Saved entries
**********
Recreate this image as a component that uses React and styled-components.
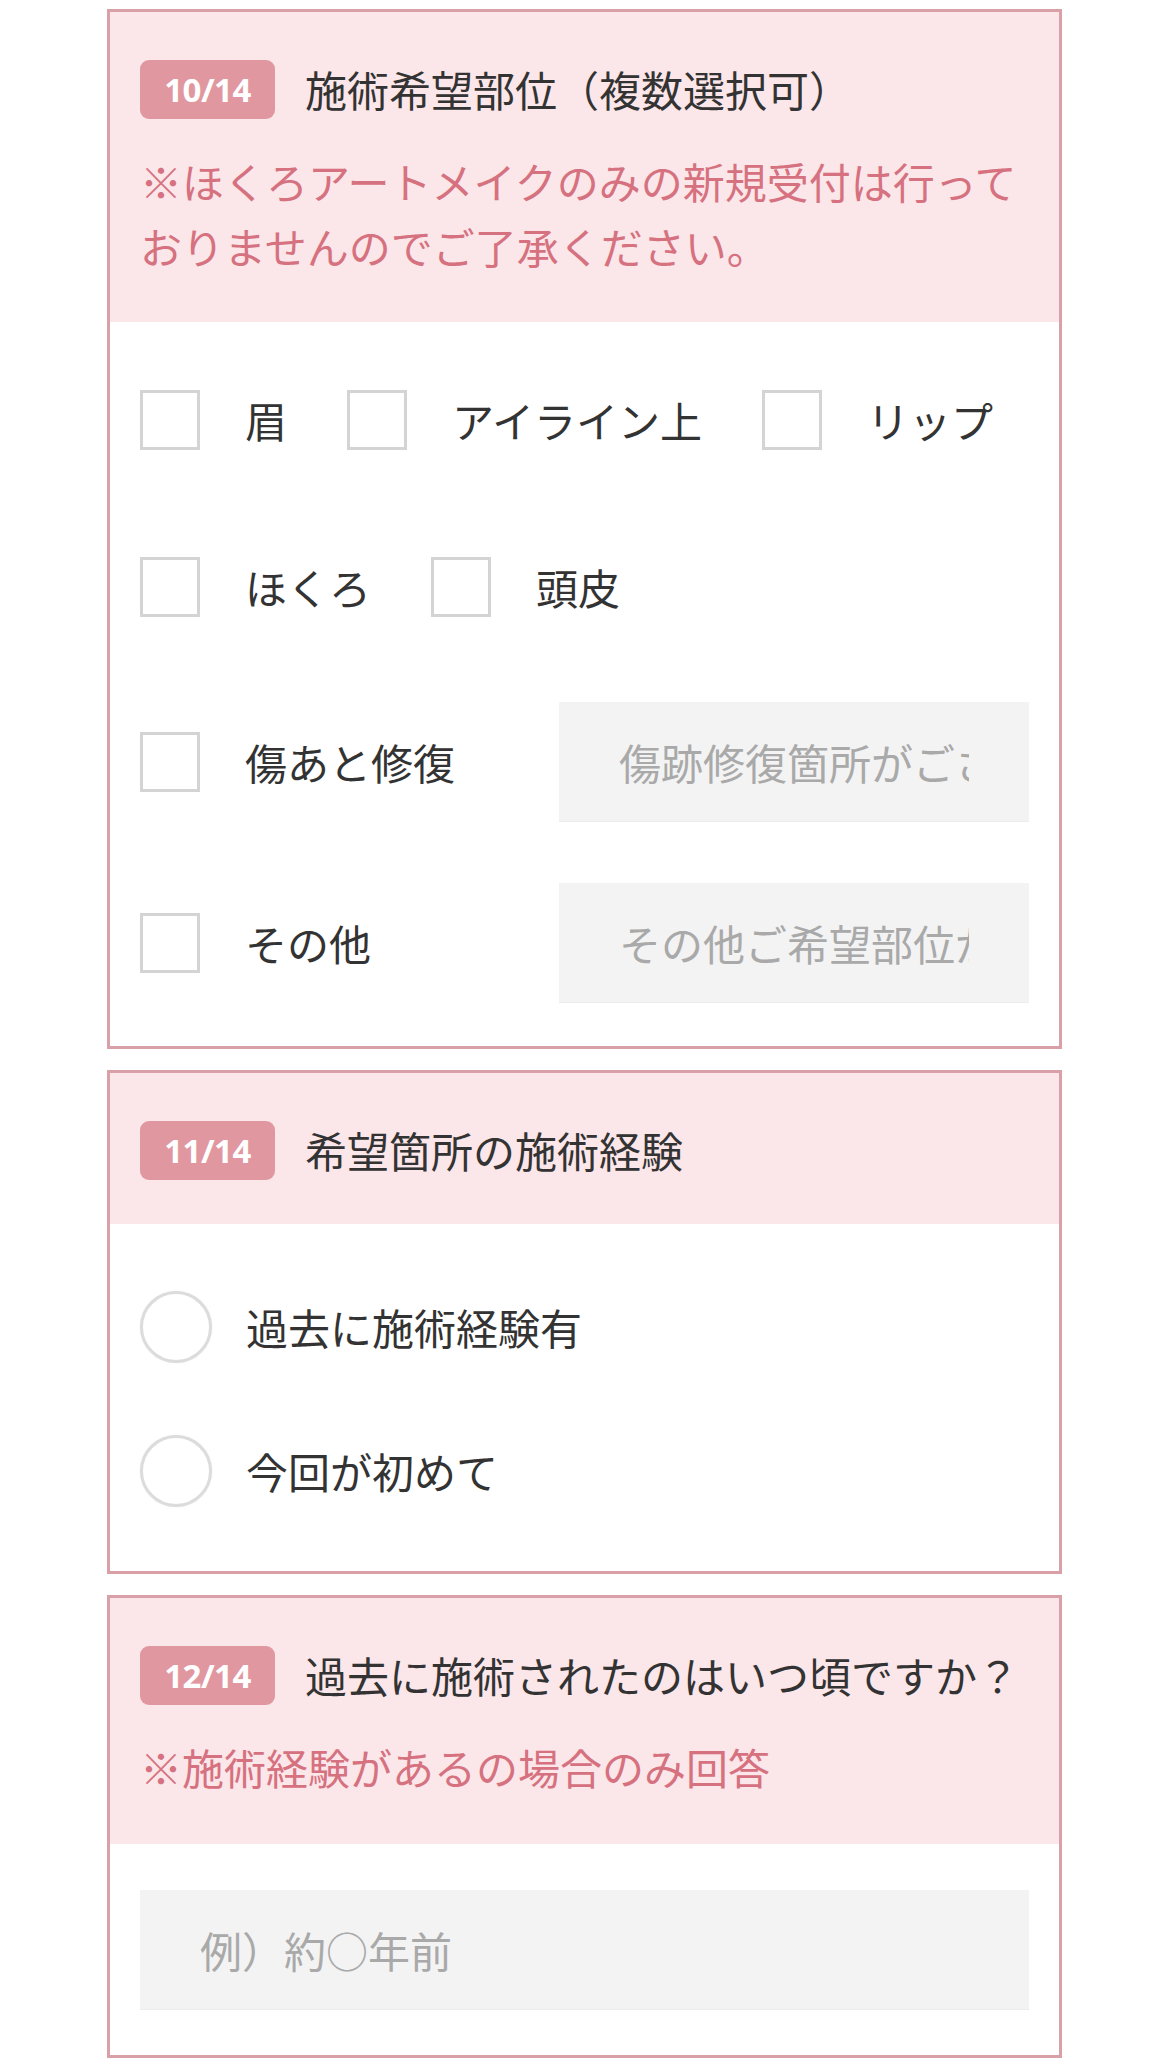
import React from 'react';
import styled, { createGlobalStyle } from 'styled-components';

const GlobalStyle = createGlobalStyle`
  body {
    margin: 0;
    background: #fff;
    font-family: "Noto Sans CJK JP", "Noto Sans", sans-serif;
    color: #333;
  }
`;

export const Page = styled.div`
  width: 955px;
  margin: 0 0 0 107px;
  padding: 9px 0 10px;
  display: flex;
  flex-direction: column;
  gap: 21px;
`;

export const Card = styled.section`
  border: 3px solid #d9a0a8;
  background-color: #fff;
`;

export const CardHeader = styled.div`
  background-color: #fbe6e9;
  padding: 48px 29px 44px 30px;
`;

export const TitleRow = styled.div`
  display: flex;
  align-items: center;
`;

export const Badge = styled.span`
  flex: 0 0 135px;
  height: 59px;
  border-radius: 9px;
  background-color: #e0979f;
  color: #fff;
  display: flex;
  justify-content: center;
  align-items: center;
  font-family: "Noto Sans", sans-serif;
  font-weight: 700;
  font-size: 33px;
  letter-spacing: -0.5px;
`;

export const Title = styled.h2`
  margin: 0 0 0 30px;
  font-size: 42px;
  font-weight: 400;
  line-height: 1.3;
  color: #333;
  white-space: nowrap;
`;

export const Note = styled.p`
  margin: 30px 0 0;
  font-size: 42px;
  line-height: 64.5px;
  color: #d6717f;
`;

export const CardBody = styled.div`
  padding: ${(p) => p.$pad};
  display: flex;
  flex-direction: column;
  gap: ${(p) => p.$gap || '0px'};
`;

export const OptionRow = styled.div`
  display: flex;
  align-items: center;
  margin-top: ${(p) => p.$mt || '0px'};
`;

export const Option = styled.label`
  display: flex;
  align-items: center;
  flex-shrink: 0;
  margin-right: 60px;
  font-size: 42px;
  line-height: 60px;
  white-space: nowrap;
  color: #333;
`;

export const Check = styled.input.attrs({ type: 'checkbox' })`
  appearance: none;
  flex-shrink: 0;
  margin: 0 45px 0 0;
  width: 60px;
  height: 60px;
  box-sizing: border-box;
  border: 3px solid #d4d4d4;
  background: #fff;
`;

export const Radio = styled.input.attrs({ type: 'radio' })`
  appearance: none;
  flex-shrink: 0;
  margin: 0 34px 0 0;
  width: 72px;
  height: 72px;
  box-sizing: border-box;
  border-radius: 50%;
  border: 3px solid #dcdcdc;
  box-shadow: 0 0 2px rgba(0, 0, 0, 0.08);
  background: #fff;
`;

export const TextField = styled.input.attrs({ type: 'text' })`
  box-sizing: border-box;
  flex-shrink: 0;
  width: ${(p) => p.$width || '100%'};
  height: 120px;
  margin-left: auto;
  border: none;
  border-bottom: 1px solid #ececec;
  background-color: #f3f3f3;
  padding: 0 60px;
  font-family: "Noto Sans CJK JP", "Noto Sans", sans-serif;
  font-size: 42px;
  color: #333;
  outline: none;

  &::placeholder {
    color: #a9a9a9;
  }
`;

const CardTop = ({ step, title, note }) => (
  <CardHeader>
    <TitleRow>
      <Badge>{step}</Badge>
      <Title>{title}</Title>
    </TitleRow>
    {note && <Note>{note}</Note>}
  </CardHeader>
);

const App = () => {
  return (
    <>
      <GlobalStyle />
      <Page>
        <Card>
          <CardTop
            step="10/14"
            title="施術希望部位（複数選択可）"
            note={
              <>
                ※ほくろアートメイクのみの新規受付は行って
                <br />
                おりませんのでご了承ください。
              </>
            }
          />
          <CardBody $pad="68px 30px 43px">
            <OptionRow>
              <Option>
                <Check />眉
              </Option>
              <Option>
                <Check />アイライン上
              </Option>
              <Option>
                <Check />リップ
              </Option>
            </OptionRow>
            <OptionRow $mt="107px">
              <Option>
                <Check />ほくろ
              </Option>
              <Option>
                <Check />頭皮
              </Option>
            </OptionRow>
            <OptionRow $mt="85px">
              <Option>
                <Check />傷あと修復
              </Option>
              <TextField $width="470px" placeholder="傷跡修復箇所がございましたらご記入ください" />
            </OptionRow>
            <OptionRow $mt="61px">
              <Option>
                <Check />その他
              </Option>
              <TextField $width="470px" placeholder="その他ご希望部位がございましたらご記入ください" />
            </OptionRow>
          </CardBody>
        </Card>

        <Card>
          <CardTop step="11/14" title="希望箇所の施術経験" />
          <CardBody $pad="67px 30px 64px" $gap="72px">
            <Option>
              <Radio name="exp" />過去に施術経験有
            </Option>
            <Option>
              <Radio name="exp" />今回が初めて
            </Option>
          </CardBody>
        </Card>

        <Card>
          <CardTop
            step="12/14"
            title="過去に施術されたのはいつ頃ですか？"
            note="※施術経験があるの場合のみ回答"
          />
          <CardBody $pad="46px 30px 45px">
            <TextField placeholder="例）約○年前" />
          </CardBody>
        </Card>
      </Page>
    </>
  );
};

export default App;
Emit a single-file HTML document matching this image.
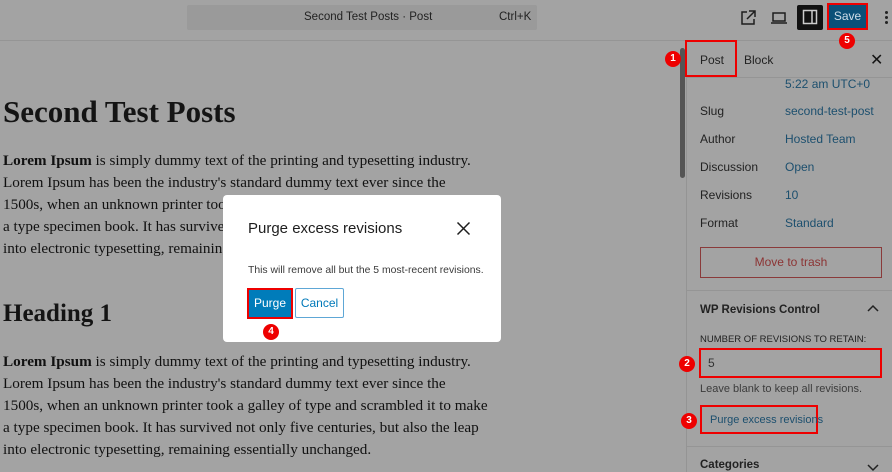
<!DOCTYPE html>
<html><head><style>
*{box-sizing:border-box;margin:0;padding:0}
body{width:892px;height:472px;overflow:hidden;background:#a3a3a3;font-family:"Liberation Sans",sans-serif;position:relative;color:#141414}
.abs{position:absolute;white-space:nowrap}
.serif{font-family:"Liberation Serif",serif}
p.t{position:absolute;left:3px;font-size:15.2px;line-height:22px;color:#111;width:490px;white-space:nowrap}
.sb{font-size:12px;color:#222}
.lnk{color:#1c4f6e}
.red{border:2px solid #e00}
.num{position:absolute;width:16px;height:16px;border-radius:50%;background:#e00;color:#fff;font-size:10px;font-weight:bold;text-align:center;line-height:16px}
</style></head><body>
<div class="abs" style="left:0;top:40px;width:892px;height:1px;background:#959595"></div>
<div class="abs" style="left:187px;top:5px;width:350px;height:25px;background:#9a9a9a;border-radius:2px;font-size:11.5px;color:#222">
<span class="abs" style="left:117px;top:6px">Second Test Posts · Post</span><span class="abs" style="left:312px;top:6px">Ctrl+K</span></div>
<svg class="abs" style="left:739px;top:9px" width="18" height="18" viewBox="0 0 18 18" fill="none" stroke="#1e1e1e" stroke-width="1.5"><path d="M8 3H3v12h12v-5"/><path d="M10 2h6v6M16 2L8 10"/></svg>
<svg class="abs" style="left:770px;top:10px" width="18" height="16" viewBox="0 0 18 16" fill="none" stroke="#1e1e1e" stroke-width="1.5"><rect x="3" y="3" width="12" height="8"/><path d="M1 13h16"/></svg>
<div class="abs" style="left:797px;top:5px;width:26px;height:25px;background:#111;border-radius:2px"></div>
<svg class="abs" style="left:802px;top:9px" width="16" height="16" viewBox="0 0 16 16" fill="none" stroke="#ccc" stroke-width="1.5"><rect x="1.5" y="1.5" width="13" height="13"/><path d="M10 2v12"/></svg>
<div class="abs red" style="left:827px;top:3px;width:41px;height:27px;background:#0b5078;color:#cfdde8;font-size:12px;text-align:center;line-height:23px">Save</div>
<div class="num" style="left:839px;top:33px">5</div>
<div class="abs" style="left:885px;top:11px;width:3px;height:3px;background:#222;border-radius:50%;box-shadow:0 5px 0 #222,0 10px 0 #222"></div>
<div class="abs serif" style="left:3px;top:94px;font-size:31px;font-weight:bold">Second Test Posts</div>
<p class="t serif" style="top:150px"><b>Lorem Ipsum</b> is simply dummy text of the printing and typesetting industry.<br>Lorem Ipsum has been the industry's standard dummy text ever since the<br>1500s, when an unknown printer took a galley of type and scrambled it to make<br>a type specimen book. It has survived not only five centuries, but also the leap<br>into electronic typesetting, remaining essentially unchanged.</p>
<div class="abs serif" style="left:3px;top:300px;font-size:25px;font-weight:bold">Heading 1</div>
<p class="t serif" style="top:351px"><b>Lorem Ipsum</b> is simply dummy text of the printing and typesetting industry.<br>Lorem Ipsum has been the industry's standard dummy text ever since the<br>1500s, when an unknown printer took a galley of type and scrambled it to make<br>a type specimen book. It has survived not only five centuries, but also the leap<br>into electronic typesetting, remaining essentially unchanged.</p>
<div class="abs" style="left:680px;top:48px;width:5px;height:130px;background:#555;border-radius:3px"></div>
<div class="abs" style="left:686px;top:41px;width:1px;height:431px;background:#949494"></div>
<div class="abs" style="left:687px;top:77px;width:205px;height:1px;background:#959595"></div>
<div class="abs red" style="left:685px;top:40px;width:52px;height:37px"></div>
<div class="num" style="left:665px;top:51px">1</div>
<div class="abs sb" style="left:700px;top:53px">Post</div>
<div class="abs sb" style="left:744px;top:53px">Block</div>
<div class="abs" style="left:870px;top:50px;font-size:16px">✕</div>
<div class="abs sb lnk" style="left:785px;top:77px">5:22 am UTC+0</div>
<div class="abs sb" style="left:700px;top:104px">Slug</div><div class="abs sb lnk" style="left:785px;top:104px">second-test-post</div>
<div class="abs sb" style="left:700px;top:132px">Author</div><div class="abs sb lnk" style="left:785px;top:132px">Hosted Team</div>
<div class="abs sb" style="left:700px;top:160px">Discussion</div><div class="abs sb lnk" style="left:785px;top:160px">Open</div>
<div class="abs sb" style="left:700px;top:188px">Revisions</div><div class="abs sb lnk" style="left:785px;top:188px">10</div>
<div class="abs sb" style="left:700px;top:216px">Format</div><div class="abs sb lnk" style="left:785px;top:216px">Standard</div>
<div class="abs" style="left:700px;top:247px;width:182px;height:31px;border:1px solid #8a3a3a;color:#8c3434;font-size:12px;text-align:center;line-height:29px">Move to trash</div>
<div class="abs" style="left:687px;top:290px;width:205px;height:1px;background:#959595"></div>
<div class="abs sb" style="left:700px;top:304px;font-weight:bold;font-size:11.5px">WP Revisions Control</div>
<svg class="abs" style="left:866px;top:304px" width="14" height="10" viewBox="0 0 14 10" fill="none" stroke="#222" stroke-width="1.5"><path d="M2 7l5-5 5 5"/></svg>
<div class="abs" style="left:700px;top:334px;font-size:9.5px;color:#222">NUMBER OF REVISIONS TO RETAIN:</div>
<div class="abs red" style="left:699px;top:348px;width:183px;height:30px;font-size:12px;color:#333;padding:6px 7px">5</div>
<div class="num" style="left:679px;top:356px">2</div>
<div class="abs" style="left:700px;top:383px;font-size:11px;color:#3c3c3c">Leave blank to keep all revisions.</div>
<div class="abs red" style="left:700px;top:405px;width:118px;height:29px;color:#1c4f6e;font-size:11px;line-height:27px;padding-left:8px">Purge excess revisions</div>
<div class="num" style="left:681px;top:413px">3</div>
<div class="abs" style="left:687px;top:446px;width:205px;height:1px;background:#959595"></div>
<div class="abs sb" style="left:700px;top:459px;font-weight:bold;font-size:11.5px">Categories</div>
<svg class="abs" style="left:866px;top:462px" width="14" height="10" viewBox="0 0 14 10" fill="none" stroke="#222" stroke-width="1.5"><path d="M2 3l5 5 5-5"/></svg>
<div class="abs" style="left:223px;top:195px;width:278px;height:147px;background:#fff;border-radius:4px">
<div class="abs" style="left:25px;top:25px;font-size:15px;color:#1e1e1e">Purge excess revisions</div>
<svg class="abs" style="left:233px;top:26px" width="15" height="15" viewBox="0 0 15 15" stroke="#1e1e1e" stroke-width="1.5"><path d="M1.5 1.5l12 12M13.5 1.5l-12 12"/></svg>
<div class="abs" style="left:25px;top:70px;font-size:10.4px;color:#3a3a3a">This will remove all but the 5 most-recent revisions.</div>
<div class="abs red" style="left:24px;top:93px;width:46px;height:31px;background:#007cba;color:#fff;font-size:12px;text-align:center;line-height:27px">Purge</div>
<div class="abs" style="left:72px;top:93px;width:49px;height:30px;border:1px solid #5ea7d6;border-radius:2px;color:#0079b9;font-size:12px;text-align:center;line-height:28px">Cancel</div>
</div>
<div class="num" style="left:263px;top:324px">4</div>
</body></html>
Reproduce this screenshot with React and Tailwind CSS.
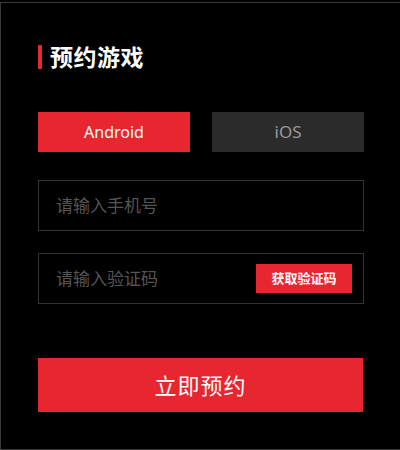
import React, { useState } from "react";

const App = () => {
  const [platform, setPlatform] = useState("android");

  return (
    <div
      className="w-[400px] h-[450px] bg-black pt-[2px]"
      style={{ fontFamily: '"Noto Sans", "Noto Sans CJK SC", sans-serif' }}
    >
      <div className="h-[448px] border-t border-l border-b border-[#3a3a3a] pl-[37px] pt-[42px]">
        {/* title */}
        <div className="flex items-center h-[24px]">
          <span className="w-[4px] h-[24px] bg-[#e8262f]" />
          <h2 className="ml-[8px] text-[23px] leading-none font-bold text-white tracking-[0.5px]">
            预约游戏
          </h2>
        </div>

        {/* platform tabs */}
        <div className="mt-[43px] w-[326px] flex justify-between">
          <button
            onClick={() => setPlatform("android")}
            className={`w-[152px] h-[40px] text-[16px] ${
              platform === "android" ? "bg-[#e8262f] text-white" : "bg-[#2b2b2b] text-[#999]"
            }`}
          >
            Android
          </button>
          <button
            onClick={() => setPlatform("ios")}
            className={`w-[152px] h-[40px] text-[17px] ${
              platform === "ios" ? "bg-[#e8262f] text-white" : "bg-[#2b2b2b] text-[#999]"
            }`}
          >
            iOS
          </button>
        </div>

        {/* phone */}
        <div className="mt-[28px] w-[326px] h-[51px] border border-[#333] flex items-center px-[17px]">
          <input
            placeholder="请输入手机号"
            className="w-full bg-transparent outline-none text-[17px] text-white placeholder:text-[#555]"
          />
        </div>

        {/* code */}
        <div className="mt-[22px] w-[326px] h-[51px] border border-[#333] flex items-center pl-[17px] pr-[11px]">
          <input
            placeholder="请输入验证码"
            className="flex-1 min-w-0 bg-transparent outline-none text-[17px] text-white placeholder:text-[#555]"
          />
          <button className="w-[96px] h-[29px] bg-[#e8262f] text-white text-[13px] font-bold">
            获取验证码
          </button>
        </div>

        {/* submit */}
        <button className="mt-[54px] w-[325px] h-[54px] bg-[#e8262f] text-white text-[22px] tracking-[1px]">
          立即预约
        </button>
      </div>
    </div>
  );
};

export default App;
**********
Give again, word for word, the lines from the one that contains "Reproduce this screenshot" to the one that contains "const [platform, setPlatform]", both included. Omit the pictures.

Reproduce this screenshot with React and Tailwind CSS.
import React, { useState } from "react";

const App = () => {
  const [platform, setPlatform] = useState("android");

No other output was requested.